In Ormoc, a week after Yolanda devastated the upper Central Visayas, the priority numbers escalated up to 3,000 and some had to sleep three nights at the port, waiting for their ride like Nanay Susana. She lived in, fascinatingly, Barangay Milagros—a small place near Lake Danao—with her four grandchildren and daughter. One of their two shacks made it through Yolanda, and they could have made it through, without leaving their place, if Yolanda had not dug out their kamoteng kahoy (cassava) and other crops and twirled them away.

Making do

“Kitagaan mig duha ka saging tindok sa among silingan. Akong gibahin og katulo. Akong giluto ug maoy among gipamahaw intawn,” she shared. Wary of asking the wrong question, I only asked the most passing one, knowing the wounds that Yolanda left were still fresh. But she poured out her story with a simple question, “Pa-Cebu sad ka, ‘nay?”

Her son, who was working in Cebu, picked them up.
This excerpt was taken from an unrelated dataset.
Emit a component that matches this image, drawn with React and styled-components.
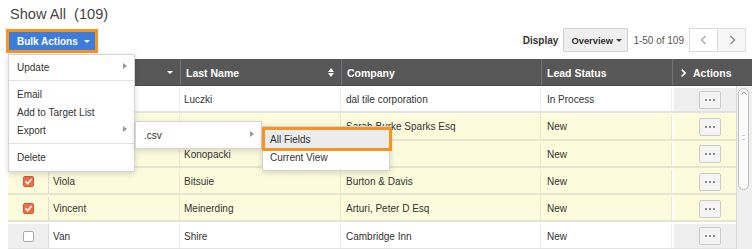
import React from "react";
import styled, { createGlobalStyle } from "styled-components";

const GlobalStyle = createGlobalStyle`
  html, body {
    margin: 0;
    padding: 0;
    background: #fff;
    overflow: hidden;
  }
  body {
    font-family: "Liberation Sans", Arial, Helvetica, sans-serif;
    font-size: 10px;
    color: #333;
  }
  * {
    box-sizing: border-box;
  }
`;

const ORANGE = "#f7931e";
const YELLOW = "#fcfbdc";
const GREY_COL = "#efefef";

const Page = styled.div`
  width: 752px;
  padding-left: 6px;
`;

const Title = styled.h1`
  margin: 0;
  height: 26px;
  padding: 5px 0 0 4px;
  font-size: 14.6px;
  line-height: 18px;
  font-weight: normal;
  color: #444;
  white-space: pre;
`;

const Toolbar = styled.div`
  height: 33px;
  padding: 2px 6px 0 0;
  display: flex;
  justify-content: space-between;
  align-items: flex-start;
`;

const BulkWrap = styled.div`
  position: relative;
  margin-top: 1px;
  border: 3px solid ${ORANGE};
  z-index: 5;
`;

const BulkButton = styled.button`
  display: flex;
  align-items: center;
  gap: 6px;
  width: 86px;
  height: 18px;
  padding: 0 0 0 8px;
  border: none;
  background: #3b7cdd;
  color: #fff;
  font-family: inherit;
  font-size: 10px;
  font-weight: bold;
  cursor: pointer;
`;

const Caret = styled.span`
  display: inline-block;
  width: 0;
  height: 0;
  border-left: 3px solid transparent;
  border-right: 3px solid transparent;
  border-top: 3px solid ${(p) => p.$color || "#fff"};
`;

const Menu = styled.div`
  position: absolute;
  left: ${(p) => p.$left}px;
  top: ${(p) => p.$top}px;
  width: ${(p) => p.$width}px;
  padding: ${(p) => p.$pad};
  background: #fff;
  border: 1px solid #d4d4d4;
  box-shadow: 0 2px 6px rgba(0, 0, 0, 0.15);
`;

const MenuItem = styled.div`
  position: relative;
  height: ${(p) => p.$h || 18}px;
  display: flex;
  align-items: center;
  justify-content: space-between;
  padding: 0 7px 0 ${(p) => p.$pl || 8}px;
  margin-left: ${(p) => (p.$active ? 2 : 0)}px;
  background: ${(p) => (p.$active ? "#ececec" : "transparent")};
  outline: ${(p) => (p.$active ? `3px solid ${ORANGE}` : "none")};
  color: #333;
  font-size: 10px;
  white-space: nowrap;
`;

const Divider = styled.div`
  height: 1px;
  margin: 4px 0;
  background: #e2e2e2;
`;

const SubArrow = styled.span`
  width: 0;
  height: 0;
  border-top: 3px solid transparent;
  border-bottom: 3px solid transparent;
  border-left: 4px solid #999;
  margin-top: -3px;
`;

const RightGroup = styled.div`
  display: flex;
  align-items: center;
  gap: 5px;
`;

const Label = styled.span`
  font-weight: bold;
  color: #333;
`;

const Select = styled.div`
  width: 65px;
  height: 24px;
  display: flex;
  align-items: center;
  justify-content: space-between;
  padding: 0 5px 0 7px;
  border: 1px solid #cfcfcf;
  border-radius: 2px;
  background: #f0f0f0;
  font-size: 9.4px;
  font-weight: bold;
  color: #333;
`;

const Info = styled.span`
  color: #555;
`;

const Pager = styled.div`
  display: flex;
`;

const PageButton = styled.div`
  width: 29px;
  height: 24px;
  display: flex;
  align-items: center;
  justify-content: center;
  border: 1px solid #dcdcdc;
  margin-left: ${(p) => (p.$first ? 0 : -1)}px;
  background: ${(p) => (p.$first ? "#fff" : "#f6f6f6")};
`;

const Table = styled.div`
  margin-left: 2px;
  width: 744px;
`;

const COLS = "41px 131px 161px 200px 131px 1fr";

const HeaderRow = styled.div`
  display: grid;
  grid-template-columns: ${COLS};
  height: 27px;
  background: #575757;
  border-bottom: 1px solid #4a4a4a;
`;

const HeadCell = styled.div`
  display: flex;
  align-items: center;
  justify-content: space-between;
  gap: 5px;
  padding: 1px 7px 0 5px;
  border-left: ${(p) => (p.$first ? "none" : "1px solid #737373")};
  color: #fff;
  font-weight: bold;
  font-size: 10.5px;
`;

const HeadLeft = styled.span`
  display: flex;
  align-items: center;
  gap: 5px;
`;

const Body = styled.div`
  position: relative;
`;

const Row = styled.div`
  display: grid;
  grid-template-columns: ${COLS};
  height: 27.3px;
  padding-top: 2px;
  background: ${(p) => (p.$selected ? YELLOW : "#fff")};
  border-bottom: 2px solid ${(p) => (p.$selected ? "#e6e5d2" : "#e3e3e3")};
`;

const CheckCell = styled.div`
  display: flex;
  align-items: center;
  justify-content: center;
  background: ${(p) => (p.$selected ? YELLOW : GREY_COL)};
  border-right: 1px solid #dcdcdc;
`;

const Cell = styled.div`
  display: flex;
  align-items: center;
  padding-left: ${(p) => p.$pl || 4}px;
  border-right: 1px solid ${(p) => (p.$selected ? "#ebead6" : "#ececec")};
  color: #333;
  white-space: nowrap;
  overflow: hidden;
`;

const ActionCell = styled.div`
  display: flex;
  align-items: center;
  justify-content: center;
  padding-right: 6px;
  border-left: 2px solid #fff;
  background: ${(p) => (p.$selected ? YELLOW : GREY_COL)};
`;

const DotsButton = styled.div`
  width: 22px;
  height: 18px;
  display: flex;
  align-items: center;
  justify-content: center;
  gap: 2px;
  border: 1px solid #cacaca;
  border-radius: 2px;
  background: #f4f4f4;
`;

const Dot = styled.span`
  width: 2px;
  height: 2px;
  border-radius: 50%;
  background: #666;
`;

const Box = styled.span`
  width: 11px;
  height: 11px;
  display: flex;
  align-items: center;
  justify-content: center;
  border-radius: 2px;
  border: 1px solid ${(p) => (p.$checked ? "#d25a32" : "#a9a9a9")};
  background: ${(p) => (p.$checked ? "#ea7148" : "#fff")};
`;

const ScrollTrack = styled.div`
  position: absolute;
  top: 0;
  right: 0;
  bottom: 0;
  width: 16px;
  padding: 2px 3px 0 1px;
  background: #efefef;
  border-left: 1px solid #dadada;
`;

const Thumb = styled.div`
  height: 102px;
  display: flex;
  flex-direction: column;
  align-items: center;
  padding-top: 2px;
  border: 1px solid #bdbdbd;
  border-radius: 6px;
  background: #fbfbfb;
`;

const Grip = styled.div`
  margin-top: 40px;
  width: 3px;
  height: 5px;
  border-top: 1px solid #ccc;
  border-bottom: 1px solid #ccc;
`;

const SortIcon = () => (
  <svg width="6" height="9" viewBox="0 0 6 9">
    <path d="M0 4 L3 0 L6 4 Z M0 5 L3 9 L6 5 Z" fill="#fff" />
  </svg>
);

const Chevron = ({ dir, color = "#999", size = 12, width = 1.4 }) => (
  <svg width={size} height={size} viewBox="0 0 12 12">
    <path
      d={dir === "left" ? "M7.5 2 L3.5 6 L7.5 10" : "M4.5 2 L8.5 6 L4.5 10"}
      fill="none"
      stroke={color}
      strokeWidth={width}
    />
  </svg>
);

const CheckMark = () => (
  <svg width="9" height="9" viewBox="0 0 9 9">
    <path d="M1.5 4.5 L3.7 6.6 L7.6 2" fill="none" stroke="#fff" strokeWidth="1.5" />
  </svg>
);

const rows = [
  { first: "Terrie", last: "Luczki", company: "dal tile corporation", status: "In Process", selected: false },
  { first: "Sarah", last: "Sheller", company: "Sarah Burke Sparks Esq", status: "New", selected: true },
  { first: "Vinnie", last: "Konopacki", company: "Lewis Inn", status: "New", selected: true },
  { first: "Viola", last: "Bitsuie", company: "Burton & Davis", status: "New", selected: true },
  { first: "Vincent", last: "Meinerding", company: "Arturi, Peter D Esq", status: "New", selected: true },
  { first: "Van", last: "Shire", company: "Cambridge Inn", status: "New", selected: false },
];

const BulkMenu = () => (
  <Menu $left={-1} $top={22} $width={127} $pad="3px 0 5px">
    <MenuItem>
      Update
      <SubArrow />
    </MenuItem>
    <Divider />
    <MenuItem>Email</MenuItem>
    <MenuItem>Add to Target List</MenuItem>
    <MenuItem>
      Export
      <SubArrow />
      <Menu $left={126} $top={0} $width={127} $pad="2px 0">
        <MenuItem $h={22} $pl={8}>
          .csv
          <SubArrow />
          <Menu $left={126} $top={2} $width={128} $pad="3px 0 4px">
            <MenuItem $active $pl={5}>All Fields</MenuItem>
            <MenuItem $pl={7}>Current View</MenuItem>
          </Menu>
        </MenuItem>
      </Menu>
    </MenuItem>
    <Divider />
    <MenuItem>Delete</MenuItem>
  </Menu>
);

export default function App() {
  return (
    <>
      <GlobalStyle />
      <Page>
        <Title>{"Show All  (109)"}</Title>
        <Toolbar>
          <BulkWrap>
            <BulkButton>
              Bulk Actions
              <Caret />
            </BulkButton>
            <BulkMenu />
          </BulkWrap>
          <RightGroup>
            <Label>Display</Label>
            <Select>
              Overview
              <Caret $color="#444" />
            </Select>
            <Info>1-50 of 109</Info>
            <Pager>
              <PageButton $first>
                <Chevron dir="left" color="#aaa" />
              </PageButton>
              <PageButton>
                <Chevron dir="right" color="#888" />
              </PageButton>
            </Pager>
          </RightGroup>
        </Toolbar>
        <Table>
          <HeaderRow>
            <HeadCell $first />
            <HeadCell>
              First Name
              <Caret />
            </HeadCell>
            <HeadCell>
              Last Name
              <SortIcon />
            </HeadCell>
            <HeadCell>Company</HeadCell>
            <HeadCell>Lead Status</HeadCell>
            <HeadCell>
              <HeadLeft>
                <Chevron dir="right" color="#fff" size={10} width={2} />
                Actions
              </HeadLeft>
            </HeadCell>
          </HeaderRow>
          <Body>
            {rows.map((r) => (
              <Row key={r.last} $selected={r.selected}>
                <CheckCell $selected={r.selected}>
                  <Box $checked={r.selected}>{r.selected && <CheckMark />}</Box>
                </CheckCell>
                <Cell $selected={r.selected}>{r.first}</Cell>
                <Cell $selected={r.selected}>{r.last}</Cell>
                <Cell $selected={r.selected} $pl={5}>{r.company}</Cell>
                <Cell $selected={r.selected} $pl={6}>{r.status}</Cell>
                <ActionCell $selected={r.selected}>
                  <DotsButton>
                    <Dot />
                    <Dot />
                    <Dot />
                  </DotsButton>
                </ActionCell>
              </Row>
            ))}
            <ScrollTrack>
              <Thumb>
                <svg width="6" height="4" viewBox="0 0 6 4">
                  <path d="M0.5 3.5 L3 1 L5.5 3.5" fill="none" stroke="#999" strokeWidth="1" />
                </svg>
                <Grip />
              </Thumb>
            </ScrollTrack>
          </Body>
        </Table>
      </Page>
    </>
  );
}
Their neighbor, who got back from my home island, let her borrow P200 she could use for faring from Barangay Milagros to Ormoc. The P25 fare became P75, which left her begging the driver to spare her P20 for her grandchildren’s bread.

Her family and the thousands of displaced and homeless had no other option left but to leave the place they grew up in. Temporarily, she asserted.

But Josefina from Barangay Cambakbak—a rather mountainous barangay in Palompon—had a different story to tell. She decided to stay.

“Si Yolanda, sipat kaayo. Gilili akong atop kon naa bay luto. Nya ningsibat dayon,” she joked. Despite the severe damage to her neighborhood, she decided to stay, because for her and her neighbors, “ang pobre ray swerte ani,” others, like Nanay Susana, would disagree in vehemence.

“Kon naa pay kamoteng makawt, kaya pa,” she beamed with hope. She laid her own produce of saging tundan, bangan, bungan, kapayas—obviously, Yolanda’s leftovers, at Palompon’s seaside market.

One could tell who decided to stay and who decided to leave. Those who stayed were in the market either selling or buying. Those who wanted to leave lined up at the port.

At the port, the survivors’ stories could vary from one day to the next.

“Ingon siya, duha ra ang iyang gi-rescue,” an irritated local blurted out when I told her I had talked to a man who rescued seven people—the same man she had interviewed earlier.

Which version was true, I could not know. Perhaps, both were.

Jessie Precillas and his 13 companions left Tacloban via Hilongos to Ormoc and from there to Palompon. They had been meaning to leave Leyte, but still they found themselves waiting for their turn for a week already. In a day of waiting, there would be a tide of questions from curious individuals, asking them how they survived Yolanda.

And with a week of interviews, I guess it was rightful, instinctive—even redeeming —for him and his companions to become storytellers themselves, to airbrush their stories with an additional detail or two, depending on the situation before them.

They tell stories in order to be saved. They tell stories in order to survive.

We could not expect a neat narrative from places of distress, trauma, and death. What they had was a narrative of disorientedness, a little puzzle of sanity that only allowed them to remember what they wanted to.

Fear overcome

It was even insane to think of how they could have the bravery to boat from Hilongos to Ormoc when they knifed the very waters that murdered their friends, neighbors, and loved ones.

Instead of waiting another day for a safer, bigger ride to Cebu—which everyone had been hoping for— one of Jessie’s friends persuaded their woman companion to chance it in a fishing boat. She stomped her foot and eyed the waters with contempt and worry.

Hesitating to cross the waters to Bogo by fishing boat was anything but normal.

She had been looking at the sea for a week now, searching for that water that surged on eastern Leyte. But there in Palompon, the skeletons standing at the mangrove island would wound her eyesight. And while she asked herself if she could ever leave Leyte like the rest at the waiting line, those who decided to stay in Palompon would wonder about their bats’ whereabouts.

Would they come back like the exodus of people leaving this island of desolation?

Perhaps it would not be a question of them coming back but a matter of time.

Yes, when? Sometime this year perhaps? Perhaps to realize the often mouthed, “a new year, a new life”?

No one knows when they shall return.